Now pick a person with some interesting variation and explore their dataset. Do an ascending sort on the balance and visually scan the inflows and outflows for the largest losses over the time series. Can you find anything to help explain why expenses were larger than income?

  person <- ""   # enter the ID between the quotes
  x <- panel[panel$HHID==person, ]
  View(x)

How do savings patterns change throughout the year based on livelihood type?

  panel %>% 
    group_by(Week, panel_livelihood) %>%
    mutate(mean_savingsdeposit = mean(panel_savingsdeposit)) %>%
    ggplot(., aes(x=Week, y=mean_savingsdeposit)) +
      geom_line() + facet_wrap(~panel_livelihood) +
      theme_minimal() +
      labs(title = "Mean weekly savings by livelihood type", 
           subtitle = "Zambian Financial Diaries Project") +
      xlab("Weeks") +
      ylab("Average Savings Amount")

Summarize the events respondents reported throughout the year.
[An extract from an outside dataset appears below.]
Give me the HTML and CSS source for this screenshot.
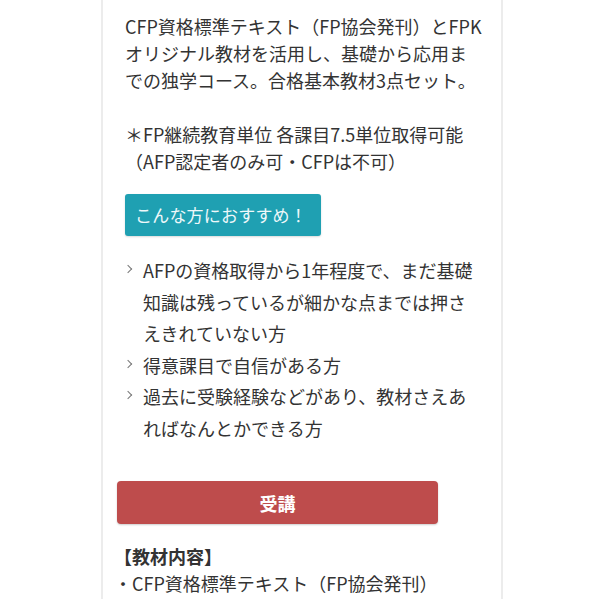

The coding of free text responses gets more restrictive from code1 to code4. Excluding day-to-day events, what was the most common type of event?

  table(events$events_code1)
  table(events$events_code2)
  table(events$events_code3)
  table(events$events_code4)
  # excluding day to day 
  table(events$events_code3[events$events_code4!="Day-to-Day Expenses"])

Stretch goal: Try to ask and answer a question with the dataset.